AWS Entity Resolution is a new service that helps you match, link, and enhance your related records stored across multiple applications, channels, and data stores. You can get started in minutes using easy-to-configure entity resolution workflows that are flexible, scalable, and seamlessly connectable to your existing applications. AWS Entity Resolution offers advanced matching techniques, such as rule-based, machine learning (ML) model-powered, and data service provider matching to help you more accurately link related sets of customer information, product codes, or business data codes. For example, you can use AWS Entity Resolution to create a unified view of customer interactions by linking recent events (such as ad clicks, cart abandonment, and purchases) into a unique match ID. You can also better track products that use different codes (for example, SKUs and UPCs) across your stores. With AWS Entity Resolution, you can improve matching accuracy and better protect data security while minimizing data movement.

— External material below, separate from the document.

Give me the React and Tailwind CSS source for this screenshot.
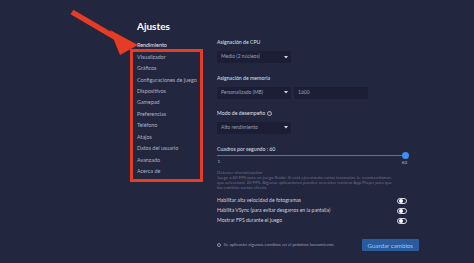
import React from 'react';

const MENU = [
  'Rendimiento',
  'Visualizador',
  'Gráficos',
  'Configuraciones de juego',
  'Dispositivos',
  'Gamepad',
  'Preferencias',
  'Teléfono',
  'Atajos',
  'Datos del usuario',
  'Avanzado',
  'Acerca de',
];

const TOGGLES = [
  'Habilitar alta velocidad de fotogramas',
  'Habilita VSync (para evitar desgarros en la pantalla)',
  'Mostrar FPS durante el juego',
];

const Caret = () => (
  <svg width="4" height="3" viewBox="0 0 4 3" className="mr-[3px]">
    <path d="M0 0 L4 0 L2 2.6 Z" fill="#d6d9e4" />
  </svg>
);

const Select = ({ value }) => (
  <div className="flex h-[12px] w-[74px] items-center justify-between rounded-[1px] bg-[#1b1e34] pl-[4px] text-[5px] text-[#9ca1b6]">
    <span>{value}</span>
    <Caret />
  </div>
);

const Toggle = () => (
  <div className="flex h-[6px] w-[10px] items-center rounded-full border-[0.8px] border-[#d8dbe6] px-[0.5px]">
    <div className="h-[4px] w-[4px] rounded-full bg-white" />
  </div>
);

const Label = ({ children }) => (
  <div className="flex h-[8px] items-center text-[5.2px] text-[#dfe1ea]">{children}</div>
);

const App = () => {
  return (
    <div className="relative h-[263px] w-[474px] overflow-hidden bg-[#23263f] font-['Lato',sans-serif]">
      <div className="pl-[137px] pt-[20px]">
        <h1 className="text-[10px] font-bold leading-[12px] text-white">Ajustes</h1>

        <div className="mt-[7px] flex">
          {/* menu lateral */}
          <nav className="w-[80px] pt-[1.3px]">
            {MENU.map((item, i) => (
              <div
                key={item}
                className={
                  'h-[11.45px] text-[5.4px] leading-[11.45px] ' +
                  (i === 0 ? 'text-[#e4e6ee]' : 'text-[#aeb2c6]')
                }
              >
                {item}
              </div>
            ))}
          </nav>

          {/* contenido */}
          <div className="w-[190px]">
            <Label>Asignación de CPU</Label>
            <div className="mt-[4px]">
              <Select value="Medio (2 núcleos)" />
            </div>

            <div className="mt-[12px]">
              <Label>Asignación de memoria</Label>
            </div>
            <div className="mt-[3.5px] flex gap-[3px]">
              <Select value="Personalizado (MB)" />
              <div className="flex h-[12px] w-[74px] items-center rounded-[1px] bg-[#1b1e34] pl-[4px] text-[5px] text-[#9ca1b6]">
                1600
              </div>
            </div>

            <div className="mt-[11px]">
              <Label>
                Modo de desempeño
                <span className="ml-[2px] flex h-[5px] w-[5px] items-center justify-center rounded-full border-[0.6px] border-[#aeb2c6] text-[3.5px] text-[#aeb2c6]">
                  i
                </span>
              </Label>
            </div>
            <div className="mt-[4px]">
              <Select value="Alto rendimiento" />
            </div>

            <div className="mt-[12px]">
              <Label>Cuadros por segundo : 60</Label>
            </div>
            <div className="relative h-[4px]">
              <div className="absolute left-0 right-[2px] top-[1.6px] h-[0.8px] bg-[#5672ad]" />
              <div className="absolute right-[-2px] top-[-1.5px] h-[7px] w-[7px] rounded-full bg-[#3d8ff0]" />
            </div>
            <div className="mt-[1px] flex justify-between text-[4.5px] leading-[5px] text-[#b8bccd]">
              <span className="pl-[0.5px]">1</span>
              <span className="pt-[1.5px]">60</span>
            </div>

            <div className="mt-[5px] text-[4.5px] leading-[5px] text-[#6b6f89]">Detener sincronización</div>
            <p className="mt-[1.3px] text-[4.4px] leading-[4.8px] text-[#6b6f89]">
              Juega a 60 FPS para un juego fluido. Si está ejecutando varias instancias, le recomendamos
              <br />
              que seleccione 20 FPS. Algunas aplicaciones pueden necesitar reiniciar App Player para que
              <br />
              los cambios surtan efecto.
            </p>

            <div className="mt-[5px]">
              {TOGGLES.map((t) => (
                <div key={t} className="flex h-[10px] items-center justify-between text-[5.1px] text-[#cdd0dc]">
                  <span>{t}</span>
                  <Toggle />
                </div>
              ))}
            </div>

            <div className="mt-[13.4px] flex w-[202px] items-center">
              <div className="h-[4px] w-[4px] rounded-full border-[0.6px] border-[#8a8ea6]" />
              <span className="ml-[2.5px] text-[4.5px] text-[#9a9eb3]">
                Se aplicarán algunos cambios en el próximo lanzamiento
              </span>
              <button className="ml-auto h-[12.3px] w-[57.5px] rounded-[1px] bg-[#2a5b9c] text-[6.2px] text-[#a6c3ee]">
                Guardar cambios
              </button>
            </div>
          </div>
        </div>
      </div>

      {/* anotación: recuadro rojo */}
      <div className="absolute left-[130px] top-[49px] h-[133px] w-[73px] border-[3px] border-[#e63b25]" />

      {/* anotación: flecha */}
      <svg className="absolute left-0 top-0" width="474" height="263" viewBox="0 0 474 263">
        <line x1="72" y1="12" x2="118" y2="39" stroke="#e63b25" strokeWidth="5.5" />
        <polygon points="110,30 120,55 138,45" fill="#e63b25" />
      </svg>
    </div>
  );
};

export default App;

Customers across multiple industries such as advertising, healthcare and life sciences, supply chain, and financial services who have records stored across multiple applications, channels, and data stores can benefit from AWS Entity Resolution. You can save months of development time and ongoing maintenance costs that building bespoke solutions entails by setting up AWS Entity Resolution in minutes to link, match, and deduplicate related records. In just a few steps, you can configure AWS Entity Resolution workflows and optimize advanced matching techniques, based on your business needs, to improve the quality of your data. With advanced controls, such as data encryption, data regionalization, and data hashing, AWS Entity Resolution can also help you meet data governance and security standards so that you can better protect and maintain control of your data.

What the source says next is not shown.